Date: Fri, 4 Nov 2005 16:01:04 -0500
Reply-To: ILPI <info**At_Symbol_Here**ILPI.COM>
Sender: DCHAS-L Discussion List <DCHAS-L**At_Symbol_Here**LIST.UVM.EDU>
From: ILPI <info**At_Symbol_Here**ILPI.COM>
Subject: Re: Need Your Opinion on Safety Issues
In-Reply-To: <s36b7d7a.088**At_Symbol_Here**>

>My chemistry Department (Salisbury University) does not presently have a
>policy requiring pants to be worn in the undergraduate teaching labs.  I
>know the ACS recommends undergraduates wearing them, but our faculty are
>somewhat split on enforcing the wearing of pants, especially in the
>general chemistry lab, wear a minimum of hazardous chemicals are used.
>I would appreciate any input on thoughts on a requirement for wearing
>pants (not shorts, skits, etc.).
>Thank you,
>Ed Senkbeil
>Chemistry Department
>Salisbury University

Pants are part of PPE.  [begin rhetorical questions] Would one say 
that safety goggles are not really needed because there is a minimum 
of hazardous chemicals in use?  Or that seat belts aren't required if 
you are driving really slow?  Can you guarantee that there will never 
be a truly hazardous situation involving accidental waste mixing 
etc.? [end rhetorical questions]

 From my reading of OSHA regs and study of CHP's at Universities 
around the country, shorts and skirts should be and are prohibited. 
OSHA's PPE standard 1910.132 says:

     1910.132(d) Hazard assessment and equipment selection.

     Select, and have each affected employee use, the types of
     PPE that will protect the affected employee from the hazards
     identified in the hazard assessment;

And the Laboratory Standard, 1910.1450 makes this definition:

     "Protective laboratory practices and equipment" means those
     laboratory procedures, practices and equipment accepted by
     laboratory health and safety experts as effective, or that
     the employer can show to be effective, in minimizing the
     potential for employee exposure to hazardous chemicals."
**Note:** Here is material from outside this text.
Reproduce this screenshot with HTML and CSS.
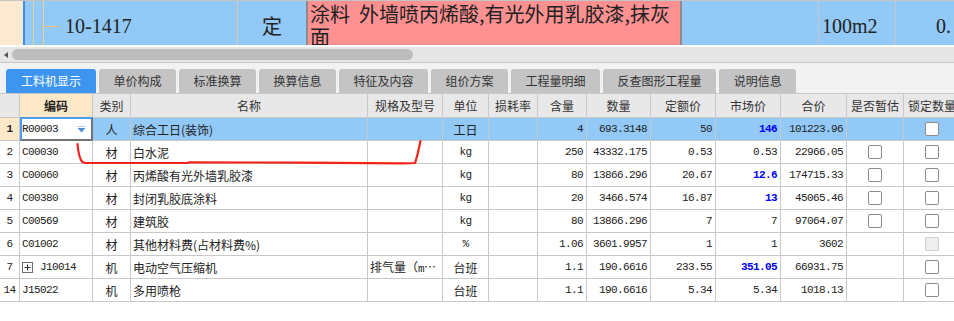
FILE: index.html
```html
<!DOCTYPE html>
<html lang="zh-CN">
<head>
<meta charset="utf-8"/>
<title>工料机显示</title>
<link rel="stylesheet" href="styles.css">
</head>
<body>
<div class="quota">
  <div class="quota-gutter"></div>
  <div class="quota-tree"><span class="branch"></span><span class="quota-code">10-1417</span></div>
  <div class="quota-type">定</div>
  <div class="quota-name">涂料&nbsp;&nbsp;外墙喷丙烯酸,有光外用乳胶漆,抹灰<br>面</div>
  <div class="quota-blank"></div>
  <div class="quota-unit">100m2</div>
  <div class="quota-qty">0.</div>
</div>

<div class="hscroll">
  <span class="hscroll-arrow"></span>
  <span class="hscroll-thumb"></span>
</div>

<div class="tabs">
  <div class="tab active">工料机显示</div>
  <div class="tab">单价构成</div>
  <div class="tab">标准换算</div>
  <div class="tab">换算信息</div>
  <div class="tab">特征及内容</div>
  <div class="tab">组价方案</div>
  <div class="tab">工程量明细</div>
  <div class="tab">反查图形工程量</div>
  <div class="tab">说明信息</div>
</div>

<div class="grid">
  <div class="grid-row grid-head">
    <div class="cell"></div>
    <div class="cell head-key">编码</div>
    <div class="cell">类别</div>
    <div class="cell">名称</div>
    <div class="cell">规格及型号</div>
    <div class="cell">单位</div>
    <div class="cell">损耗率</div>
    <div class="cell">含量</div>
    <div class="cell">数量</div>
    <div class="cell">定额价</div>
    <div class="cell">市场价</div>
    <div class="cell">合价</div>
    <div class="cell">是否暂估</div>
    <div class="cell">锁定数量</div>
  </div>

  <div class="grid-row row-sel">
    <div class="cell num-col">1</div>
    <div class="cell code edit">R00003
      <svg class="drop" width="9" height="7" viewBox="0 0 9 7"><rect x="0" y="0" width="9" height="1" fill="#b8cfe6"/><path d="M0.5 2 H8.5 L4.5 6.5 Z" fill="#4a8fd4"/></svg>
    </div>
    <div class="cell kind">人</div>
    <div class="cell">综合工日(装饰)</div>
    <div class="cell"></div>
    <div class="cell unit">工日</div>
    <div class="cell"></div>
    <div class="cell n">4</div>
    <div class="cell n">693.3148</div>
    <div class="cell n">50</div>
    <div class="cell n hi">146</div>
    <div class="cell n">101223.96</div>
    <div class="cell box"></div>
    <div class="cell box"><span class="check"></span></div>
  </div>

  <div class="grid-row">
    <div class="cell num-col">2</div>
    <div class="cell code">C00030</div>
    <div class="cell kind">材</div>
    <div class="cell">白水泥</div>
    <div class="cell"></div>
    <div class="cell unit mono">kg</div>
    <div class="cell"></div>
    <div class="cell n">250</div>
    <div class="cell n">43332.175</div>
    <div class="cell n">0.53</div>
    <div class="cell n">0.53</div>
    <div class="cell n">22966.05</div>
    <div class="cell box"><span class="check"></span></div>
    <div class="cell box"><span class="check"></span></div>
  </div>

  <div class="grid-row">
    <div class="cell num-col">3</div>
    <div class="cell code">C00060</div>
    <div class="cell kind">材</div>
    <div class="cell">丙烯酸有光外墙乳胶漆</div>
    <div class="cell"></div>
    <div class="cell unit mono">kg</div>
    <div class="cell"></div>
    <div class="cell n">80</div>
    <div class="cell n">13866.296</div>
    <div class="cell n">20.67</div>
    <div class="cell n hi">12.6</div>
    <div class="cell n">174715.33</div>
    <div class="cell box"><span class="check"></span></div>
    <div class="cell box"><span class="check"></span></div>
  </div>

  <div class="grid-row">
    <div class="cell num-col">4</div>
    <div class="cell code">C00380</div>
    <div class="cell kind">材</div>
    <div class="cell">封闭乳胶底涂料</div>
    <div class="cell"></div>
    <div class="cell unit mono">kg</div>
    <div class="cell"></div>
    <div class="cell n">20</div>
    <div class="cell n">3466.574</div>
    <div class="cell n">16.87</div>
    <div class="cell n hi">13</div>
    <div class="cell n">45065.46</div>
    <div class="cell box"><span class="check"></span></div>
    <div class="cell box"><span class="check"></span></div>
  </div>

  <div class="grid-row">
    <div class="cell num-col">5</div>
    <div class="cell code">C00569</div>
    <div class="cell kind">材</div>
    <div class="cell">建筑胶</div>
    <div class="cell"></div>
    <div class="cell unit mono">kg</div>
    <div class="cell"></div>
    <div class="cell n">80</div>
    <div class="cell n">13866.296</div>
    <div class="cell n">7</div>
    <div class="cell n">7</div>
    <div class="cell n">97064.07</div>
    <div class="cell box"><span class="check"></span></div>
    <div class="cell box"><span class="check"></span></div>
  </div>

  <div class="grid-row">
    <div class="cell num-col">6</div>
    <div class="cell code">C01002</div>
    <div class="cell kind">材</div>
    <div class="cell">其他材料费(占材料费%)</div>
    <div class="cell"></div>
    <div class="cell unit mono">%</div>
    <div class="cell"></div>
    <div class="cell n">1.06</div>
    <div class="cell n">3601.9957</div>
    <div class="cell n">1</div>
    <div class="cell n">1</div>
    <div class="cell n">3602</div>
    <div class="cell box"></div>
    <div class="cell box"><span class="check disabled"></span></div>
  </div>

  <div class="grid-row">
    <div class="cell num-col">7</div>
    <div class="cell code">
      <svg class="expand" width="11" height="11" viewBox="0 0 11 11"><rect x="0.5" y="0.5" width="10" height="10" fill="#fff" stroke="#6e6e6e"/><path d="M2.5 5.5 H8.5 M5.5 2.5 V8.5" stroke="#333" stroke-width="1"/></svg>
      J10014
    </div>
    <div class="cell kind">机</div>
    <div class="cell">电动空气压缩机</div>
    <div class="cell spec">排气量（<span class="latin">m³/min</span>）0.6</div>
    <div class="cell unit">台班</div>
    <div class="cell"></div>
    <div class="cell n">1.1</div>
    <div class="cell n">190.6616</div>
    <div class="cell n">233.55</div>
    <div class="cell n hi">351.05</div>
    <div class="cell n">66931.75</div>
    <div class="cell box"></div>
    <div class="cell box"><span class="check"></span></div>
  </div>

  <div class="grid-row">
    <div class="cell num-col">14</div>
    <div class="cell code">J15022</div>
    <div class="cell kind">机</div>
    <div class="cell">多用喷枪</div>
    <div class="cell"></div>
    <div class="cell unit">台班</div>
    <div class="cell"></div>
    <div class="cell n">1.1</div>
    <div class="cell n">190.6616</div>
    <div class="cell n">5.34</div>
    <div class="cell n">5.34</div>
    <div class="cell n">1018.13</div>
    <div class="cell box"></div>
    <div class="cell box"><span class="check"></span></div>
  </div>
</div>

<!-- 红色手画标注 -->
<svg class="mark" width="954" height="321" viewBox="0 0 954 321">
  <path d="M77.5 144 C78 150 79 156 81 160 C82 162.5 84 163 90 163 L188 163 L188.5 162.3 L300 162.6 L404 163.3 L415 163 C417 158 418.5 150 420.5 141" fill="none" stroke="#f2231a" stroke-width="2.2" stroke-linecap="round" stroke-linejoin="round"/>
</svg>
</body>
</html>
```

FILE: styles.css
```css
body {
  margin: 0;
  width: 954px;
  height: 321px;
  overflow: hidden;
  position: relative;
  background: #fff;
  font-family: "Noto Sans CJK SC", sans-serif;
  font-size: 12px;
  color: #222;
}

/* 上方定额行 */
.quota {
  display: flex;
  height: 45px;
  box-sizing: border-box;
  border-top: 1px solid #c4c4c4;
  background: #93c9f6;
  font-family: "Liberation Serif", "Noto Sans CJK SC", serif;
  font-size: 20px;
  color: #222;
  overflow: hidden;
}
.quota-gutter {
  width: 25px;
  box-sizing: border-box;
  flex: none;
  background: #fde9cf;
  border-right: 2px solid #3d8fe6;
}
.quota-tree {
  width: 213px;
  flex: none;
  box-sizing: border-box;
  display: flex;
  align-items: flex-start;
  padding-left: 18px;
  border-right: 1px solid #d9cbb6;
  background:
    linear-gradient(#f6cd94, #f6cd94) 8px 0 / 1px 100% no-repeat,
    linear-gradient(#f6cd94, #f6cd94) 18px 0 / 1px 100% no-repeat;
}
.branch {
  width: 17px;
  height: 1px;
  flex: none;
  margin-top: 25px;
  background: #f5bf78;
}
.quota-code {
  margin-left: 5px;
  padding-top: 15px;
  line-height: 20px;
}
.quota-type {
  width: 68px;
  flex: none;
  text-align: center;
  padding-top: 15px;
  line-height: 20px;
  font-family: "Noto Sans CJK SC", sans-serif;
}
.quota-name {
  width: 376px;
  flex: none;
  box-sizing: border-box;
  padding: 1px 0 0 2px;
  border-left: 2px solid #8c8c8c;
  border-right: 2px solid #8c8c8c;
  background: #ff9191;
  font-family: "Noto Sans CJK SC", sans-serif;
  line-height: 23px;
  white-space: nowrap;
}
.quota-blank {
  width: 137px;
  flex: none;
  box-sizing: border-box;
  border-right: 1px solid #c6c6c6;
}
.quota-unit {
  width: 77px;
  flex: none;
  box-sizing: border-box;
  padding: 15px 0 0 3px;
  line-height: 20px;
  border-right: 1px solid #c6c6c6;
}
.quota-qty {
  flex: 1;
  padding: 15px 0 0 40px;
  line-height: 20px;
}

/* 横向滚动条 */
.hscroll {
  display: flex;
  align-items: center;
  height: 15px;
  margin-top: 2px;
  background: #e6e6e6;
  border-bottom: 1px solid #c8c8c8;
}
.hscroll-arrow {
  width: 0;
  height: 0;
  margin-left: 4px;
  border-top: 3.5px solid transparent;
  border-bottom: 3.5px solid transparent;
  border-right: 4px solid #555;
}
.hscroll-thumb {
  width: 401px;
  height: 11px;
  margin-left: 4px;
  border-radius: 6px;
  background: #bdbdbd;
}

/* 页签 */
.tabs {
  display: flex;
  gap: 3px;
  height: 31px;
  box-sizing: border-box;
  padding: 6px 0 0 6px;
  background: #f2f2f2;
  border-bottom: 1px solid #c8c8c8;
}
.tab {
  height: 24px;
  line-height: 24px;
  padding: 0 14.5px;
  background: #c4c4c4;
  border-radius: 3px 3px 0 0;
  color: #333;
}
.tab.active {
  padding: 0 15px;
  background: #3e95ef;
  color: #fff;
}

/* 工料机表格 */
.grid {
  width: 961px;
}
.grid-row {
  display: grid;
  grid-template-columns: 20px 73px 38px 237px 75px 46px 49px 49px 64px 65px 65px 66px 57px 57px;
  height: 23px;
}
.grid-head {
  height: 24px;
  background: #e8e8e8;
  color: #333;
}
.cell {
  box-sizing: border-box;
  min-width: 0;
  display: flex;
  align-items: center;
  padding: 0 2px;
  border-right: 1px solid #c8c8c8;
  border-bottom: 1px solid #c8c8c8;
  overflow: hidden;
  white-space: nowrap;
}
.grid-head .cell {
  justify-content: center;
  padding: 0;
}
.grid-head .head-key {
  background: #fde8c8;
  font-weight: bold;
  color: #222;
}
.num-col {
  justify-content: center;
  padding: 0;
  font-family: "Liberation Mono", monospace;
  font-size: 11px;
  letter-spacing: -0.6px;
}
.code, .mono, .n, .latin {
  font-family: "Liberation Mono", monospace;
  font-size: 11px;
  letter-spacing: -0.6px;
}
.code {
  position: relative;
}
.kind, .unit, .box {
  justify-content: center;
}
.n {
  justify-content: flex-end;
  padding: 0 3px;
}
.hi {
  color: #0000f0;
  font-weight: bold;
}
.spec {
  display: block;
  line-height: 22px;
  text-overflow: ellipsis;
}
.expand {
  margin: 0 7px 0 0;
  flex: none;
}
.check {
  width: 14px;
  height: 14px;
  box-sizing: border-box;
  border: 1px solid #8c8c8c;
  border-radius: 2px;
  background: #fff;
}
.check.disabled {
  border-color: #d0d0d0;
  background: #eeeeee;
}

/* 当前选中行 */
.row-sel .cell {
  background: #93c9f6;
}
.row-sel .num-col {
  background: #fde8c8;
  font-weight: bold;
}
.row-sel .edit {
  background: #fff;
  padding: 0;
  border-top: 2px solid #4a9cf0;
  border-left: 2px solid #4a9cf0;
  border-right: 2px solid #737373;
  border-bottom: 2px solid #737373;
  margin-top: -1px;
  height: 24px;
}
.drop {
  position: absolute;
  left: 55px;
  top: 7px;
}

.mark {
  position: absolute;
  top: 0;
  left: 0;
  pointer-events: none;
}
```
Every lab safety expert will tell you that covering exposed legs will 
minimize potential exposure.  I'm no attorney, but I suspect that 
failing to Officially prohibit shorts could worsen your liability 
potential if a student spills nitric acid etc. on his/her legs.  And 
your insurance carrier will have some choice thoughts, too, no doubt.

Hazards from chemicals are not the only issue.  There are physical 
hazard issues of broken glass, thermal burns etc. etc.    Back when I 
was a professor, another professor's grad student was helping clean 
up a teaching lab.  He was pushing a cart stacked with old vacuum 
lines etc and he gashed his leg fairly well.  I have no doubt that 
his injuries would have been less severe if he had been wearing jeans 
rather than shorts.  Probably a butterfly closure rather than 

But the *really* important intangible factor here is that permitting 
shorts (and sandals etc.) where they are not appropriate - even if 
borderline, inculcates students with the idea that safety is 
something that you only worry about when you're "doing something 
dangerous".    We ALL know where that leads....  Safety works only if 
it is a core value and part of EVERY experiment or procedure.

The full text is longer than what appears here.